Ninguém nega que o lugar fica longe de ser decente, mas toda a concordância acaba aí

Polícia cerca área de manifestantes durante ato a favor de Lula em Curitiba
Polícia cerca área de manifestantes durante ato a favor de Lula em Curitiba - Rodolfo Buhrer - 08.abr.2018/ Reuters
 

O primeiro fato a ser destacado sobre Longelândia é que fica longe. Tanto no papel de adjetivo quanto no de advérbio, longe é uma noção relativa, claro: depende do ponto de vista. Mas todos concordam que Longelândia fica longe de ser uma terra decente. 

As fontes históricas se contradizem sobre a origem do nome do lugar. Recentemente, ganhou fôlego a tese moderninha de que seu sentido primitivo seria o de “Terra do Lounge”, como se por lá abundassem sofás, espreguiçadeiras, luz baixa e musiquinha de happy hour.

Há argumentos curiosos em defesa dessa teoria, como a ideia de conforto e relaxamento eterno em berço esplêndido que habita os sonhos dos nativos, para não mencionar o comovente fascínio da maioria deles pela língua inglesa. Mas a verdade é que nenhum etimologista sério assina embaixo dessa versão.

A tese mais respeitável é a de que o nome do lugar deriva do hábito nacional atávico, quase um cacoete, de projetar a realização de seu gigantesco potencial —inegável e inebriante, mas arisco— num futuro longínquo.

Um futuro longínquo que, como em determinada lógica onírica, parece sempre destinado a ficar mais distante quanto mais perto se chega dele.

E já que falamos dos nativos, registre-se que também sobre seu gentílico paira controvérsia. Alguns dos habitantes de Longelândia se identificam como longelandinos; outros, como longelandenses. Até hoje, todas as tentativas de fazê-los adotar um nome comum foram frustradas.

A campanha pela unificação do gentílico dos nativos de Longelândia que mais se aproximou do sucesso foi a que tentou fazê-los abrir mão de suas diferenças para abraçar uma terceira via —a dos longelandianos.  No fim das contas, contudo, o chamado Movimento Cívico Longelandiano (MCL) também passou longe de resolver o problema.
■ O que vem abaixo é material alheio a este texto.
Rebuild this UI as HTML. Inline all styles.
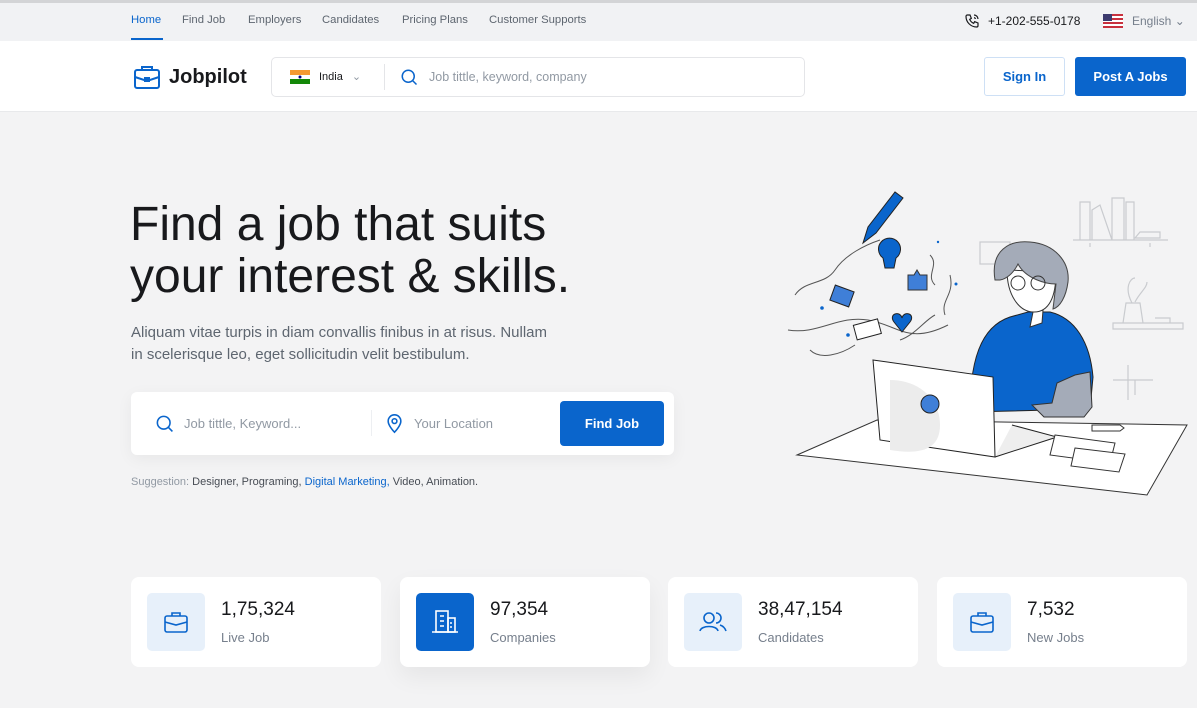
<!DOCTYPE html>
<html><head><meta charset="utf-8"><style>
*{margin:0;padding:0;box-sizing:border-box}
body{width:1197px;height:708px;overflow:hidden;background:#f3f3f4;font-family:"Liberation Sans",sans-serif;position:relative;color:#18191c}
.abs{position:absolute}
.top{left:0;top:0;width:1197px;height:41px;background:#f1f2f4;border-top:3px solid #d3d4d6}
.nav a{position:absolute;top:14px;font-size:11.3px;color:#5e6670;text-decoration:none}
.hdr{left:0;top:41px;width:1197px;height:71px;background:#fff;border-bottom:1px solid #e8e9eb}
.card{background:#fff;border-radius:8px;height:90px;top:577px;width:250px}
.ic{position:absolute;left:16px;top:16px;width:58px;height:58px;border-radius:5px;background:#e7f0fa;display:flex;align-items:center;justify-content:center}
.num{position:absolute;left:90px;top:22px;font-size:19px;color:#18191c}
.lbl{position:absolute;left:90px;top:53px;font-size:13px;color:#767f8c}
</style></head><body>
<div class="abs top"></div>
<div class="nav">
<a style="left:131px;color:#0a65cc">Home</a>
<div class="abs" style="left:131px;top:38px;width:32px;height:2px;background:#0a65cc"></div>
<a style="left:182px">Find Job</a><a style="left:248px">Employers</a><a style="left:322px">Candidates</a><a style="left:402px">Pricing Plans</a><a style="left:489px">Customer Supports</a>
</div>
<svg class="abs" style="left:964px;top:13px" width="16" height="16" viewBox="0 0 24 24" fill="none" stroke="#18191c" stroke-width="1.8"><path d="M5 3h4l2 5-2.5 1.5a11 11 0 0 0 6 6L16 13l5 2v4a2 2 0 0 1-2 2A16 16 0 0 1 3 5a2 2 0 0 1 2-2"/><path d="M15 3a6 6 0 0 1 6 6M15 7a2 2 0 0 1 2 2"/></svg>
<div class="abs" style="left:988px;top:14px;font-size:12px;color:#18191c">+1-202-555-0178</div>
<svg class="abs" style="left:1103px;top:14px" width="20" height="14"><rect width="20" height="14" fill="#fff"/><g fill="#c8313e"><rect y="0" width="20" height="2"/><rect y="4" width="20" height="2"/><rect y="8" width="20" height="2"/><rect y="12" width="20" height="2"/></g><rect width="9" height="7" fill="#3c3b6e"/></svg>
<div class="abs" style="left:1132px;top:14px;font-size:12px;color:#767f8c">English ⌄</div>

<div class="abs hdr"></div>
<svg class="abs" style="left:133px;top:64px" width="28" height="26" viewBox="0 0 28 26" fill="none" stroke="#0a65cc" stroke-width="2"><rect x="2" y="6" width="24" height="18" rx="2"/><path d="M9 6V3h10v3M2 13l12 4 12-4"/><rect x="12" y="14" width="4" height="3" fill="#0a65cc"/></svg>
<div class="abs" style="left:169px;top:66px;font-size:20px;font-weight:bold;color:#18191c">Jobpilot</div>
<div class="abs" style="left:271px;top:57px;width:534px;height:40px;border:1px solid #e4e5e8;border-radius:5px;background:#fff"></div>
<svg class="abs" style="left:290px;top:70px" width="20" height="14"><rect width="20" height="5" fill="#f49a32"/><rect y="5" width="20" height="4" fill="#fff"/><rect y="9" width="20" height="5" fill="#138808"/><circle cx="10" cy="7" r="1.5" fill="#000080"/></svg>
<div class="abs" style="left:319px;top:70px;font-size:11px;color:#18191c">India <span style="color:#9199a3;margin-left:6px">⌄</span></div>
<div class="abs" style="left:384px;top:64px;width:1px;height:26px;background:#e4e5e8"></div>
<svg class="abs" style="left:400px;top:68px" width="18" height="18" viewBox="0 0 24 24" fill="none" stroke="#0a65cc" stroke-width="2"><circle cx="11" cy="11" r="8"/><path d="M17 17l5 5"/></svg>
<div class="abs" style="left:429px;top:70px;font-size:12.5px;color:#9199a3">Job tittle, keyword, company</div>
<div class="abs" style="left:984px;top:57px;width:81px;height:39px;border:1px solid #cee0f5;border-radius:3px;background:#fff;color:#0a65cc;font-size:13px;font-weight:bold;text-align:center;line-height:37px">Sign In</div>
<div class="abs" style="left:1075px;top:57px;width:111px;height:39px;border-radius:3px;background:#0a65cc;color:#fff;font-size:13px;font-weight:bold;text-align:center;line-height:39px">Post A Jobs</div>

<div class="abs" style="left:130px;top:199px;font-size:48px;line-height:52px;color:#18191c;letter-spacing:0px">Find a job that suits<br>your interest &amp; skills.</div>
<div class="abs" style="left:131px;top:322px;font-size:15px;line-height:22px;color:#5e6670">Aliquam vitae turpis in diam convallis finibus in at risus. Nullam<br>in scelerisque leo, eget sollicitudin velit bestibulum.</div>
<div class="abs" style="left:131px;top:392px;width:543px;height:63px;background:#fff;border-radius:6px;box-shadow:0 4px 16px rgba(0,0,0,.05)"></div>
<svg class="abs" style="left:155px;top:414px" width="19" height="19" viewBox="0 0 24 24" fill="none" stroke="#0a65cc" stroke-width="2"><circle cx="11" cy="11" r="8"/><path d="M17 17l5 5"/></svg>
<div class="abs" style="left:184px;top:416px;font-size:13px;color:#9199a3">Job tittle, Keyword...</div>
<div class="abs" style="left:371px;top:410px;width:1px;height:26px;background:#edeff2"></div>
<svg class="abs" style="left:385px;top:413px" width="19" height="21" viewBox="0 0 24 26" fill="none" stroke="#0a65cc" stroke-width="2"><path d="M12 24s-8-8-8-14a8 8 0 0 1 16 0c0 6-8 14-8 14z"/><circle cx="12" cy="10" r="3"/></svg>
<div class="abs" style="left:414px;top:416px;font-size:13px;color:#9199a3">Your Location</div>
<div class="abs" style="left:560px;top:401px;width:104px;height:45px;background:#0a65cc;border-radius:4px;color:#fff;font-weight:bold;font-size:13px;text-align:center;line-height:45px">Find Job</div>
<div class="abs" style="left:131px;top:476px;font-size:11px;color:#9199a3">Suggestion: <span style="color:#474c54">Designer, Programing, </span><span style="color:#0a65cc">Digital Marketing,</span><span style="color:#474c54"> Video, Animation.</span></div>

<svg class="abs" style="left:780px;top:180px" width="417" height="320" viewBox="0 0 417 320" fill="none" stroke="#333" stroke-width="1">
<g stroke="#c9cbcf" stroke-width="1.2"><path d="M293 60h95M300 60V22h10v38M312 60V30l8-5 12 35M332 60V18h12v42M346 60V22h8v38M310 63v4M370 63v4M355 58h25v-6h-20z"/><rect x="200" y="62" width="30" height="22"/><path d="M333 143h70v6h-70zM343 143l3-20h14l3 20M352 123c-8-15-2-25 3-25M355 122c5-10 12-14 12-20M375 138h15v5"/><path d="M333 200h40M348 185v35M355 200v15"/></g>
<path d="M15 115c10-15 30-10 40-25s30-25 45-30M8 150c30 5 50-15 80-10s40 25 80 5M30 170c10 10 30 5 45-5M120 160c15-5 25-20 35-25M150 75c10 10-5 20 5 30M170 95c5 20-10 25-5 40" stroke="#555"/>
<path d="M83 63l5-16 27-35 8 6-27 35z" fill="#0a65cc" stroke="#222"/>
<path d="M103 78a11 11 0 1 1 13 0l-2 10h-9z" fill="#0a65cc" stroke="#222"/>
<rect x="52" y="108" width="20" height="16" fill="#3f7fd8" stroke="#222" transform="rotate(20 62 116)"/>
<path d="M128 95h6l3-5 3 5h7v15h-19z" fill="#3f7fd8" stroke="#333"/>
<path d="M114 142c-6-8 6-12 8-4 2-8 14-4 8 4l-8 10z" fill="#0a65cc" stroke="#222"/>
<rect x="75" y="142" width="25" height="15" fill="#fff" stroke="#222" transform="rotate(-15 87 150)"/>
<g fill="#0a65cc" stroke="none"><circle cx="42" cy="128" r="1.8"/><circle cx="68" cy="155" r="1.8"/><circle cx="176" cy="104" r="1.5"/><circle cx="158" cy="62" r="1.2"/></g>
<path d="M190 232c0-50 10-85 40-95l18-5 22 0c25 6 40 30 43 65l-3 32z" fill="#0a65cc" stroke="#222"/>
<path d="M253 132l-3 15 12-4 1-13z" fill="#fff"/>
<path d="M227 90c0 25 12 42 27 42s22-15 22-40z" fill="#fff" stroke="#333"/>
<path d="M215 100c-5-30 15-40 35-38 25 2 40 20 38 40-2 15-8 25-15 27l3-25c-10 0-30-5-38-20-5 10-12 15-18 16z" fill="#a4abb8" stroke="#444"/>
<circle cx="238" cy="103" r="7" stroke="#333"/><circle cx="258" cy="103" r="7" stroke="#333"/>
<path d="M295 195l15-3 2 35-8 10h-40l-12-12 20-2 5-20z" fill="#a4abb8" stroke="#333"/>
<path d="M17 275l80-35 310 5-40 70z" fill="#fff" stroke="#333"/>
<path d="M93 180l120 17 2 80-115-17z" fill="#fff" stroke="#222"/>
<path d="M215 277l62-20-45-12" stroke="#222" fill="#eee"/>
<path d="M110 200c30 0 50 20 50 45s-20 30-50 25z" fill="#ececec" stroke="none"/>
<circle cx="150" cy="224" r="9" fill="#3f7fd8" stroke="#222"/>
<path d="M275 255l60 8-5 20-60-8z" fill="#fff" stroke="#333"/><path d="M295 268l50 6-6 18-48-6z" fill="#fff" stroke="#333"/>
<path d="M312 245h28l4 3-4 3h-28z" fill="#fff" stroke="#333"/>
</svg>

<div class="abs card" style="left:131px"><div class="ic"><svg width="28" height="26" viewBox="0 0 28 26" fill="none" stroke="#0a65cc" stroke-width="1.6"><rect x="3" y="7" width="22" height="16" rx="2"/><path d="M10 7V4h8v3M3 13l11 3 11-3"/></svg></div><div class="num">1,75,324</div><div class="lbl">Live Job</div></div>
<div class="abs card" style="left:400px;box-shadow:0 10px 24px rgba(0,0,0,.06)"><div class="ic" style="background:#0a65cc"><svg width="30" height="28" viewBox="0 0 30 28" fill="none" stroke="#fff" stroke-width="1.6"><rect x="6" y="3" width="12" height="21"/><rect x="18" y="10" width="7" height="14"/><path d="M2 24h26M10 8h4M10 13h4M10 18h4M20 15h2M20 19h2"/></svg></div><div class="num">97,354</div><div class="lbl">Companies</div></div>
<div class="abs card" style="left:668px"><div class="ic"><svg width="30" height="26" viewBox="0 0 30 26" fill="none" stroke="#0a65cc" stroke-width="1.6"><circle cx="11" cy="9" r="5"/><path d="M2 22c1-6 17-6 18 0M18 4a5 5 0 0 1 0 10M22 16c3 1 5 3 6 6"/></svg></div><div class="num">38,47,154</div><div class="lbl">Candidates</div></div>
<div class="abs card" style="left:937px"><div class="ic"><svg width="28" height="26" viewBox="0 0 28 26" fill="none" stroke="#0a65cc" stroke-width="1.6"><rect x="3" y="7" width="22" height="16" rx="2"/><path d="M10 7V4h8v3M3 13l11 3 11-3"/></svg></div><div class="num">7,532</div><div class="lbl">New Jobs</div></div>
</body></html>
Foi fulminado pela ruidosa dissidência longelandesa.

Há analistas que enxergam nesse cisma vocabular um espelho simbólico da rachadura concreta que atravessa na horizontal a sociedade de Longelândia, uma das mais desiguais do mundo –um problema 
que vem de muito, muito longe.

Têm ficado cada vez mais violentas as discordâncias entre longelandinos e longelandenses sobre o melhor caminho para conduzir sua sociedade ao futuro longínquo e fugidio em que Longelândia poderá se declarar por fim —será mesmo?, quem sabe, vale a fé— uma terra decente.

Com escárnio e punhos cerrados, longelandinos e longelandenses passaram a se referir uns aos outros usando metáforas de salgadinhos e embutidos baratos, enquanto sonham com o dia em que o outro lado vai simplesmente sumir no abismo que se alarga dia a dia entre eles.

Certos observadores mais pessimistas já temem que a idade emocional média dos nativos —que nunca foi superior à adolescência, mesmo em momentos de maior maturidade coletiva— esteja cedendo definitivamente a níveis de quinta série.

Incapazes de concordar sobre o sentido de palavras simples como “golpe” e “corrupção”, muitos longelandinos e longelandenses veem respectivamente um santo e um demônio onde há apenas a figura trágica de um homem público que teve tudo para tornar Longelândia uma terra decente, mas, como tantos outros, fracassou.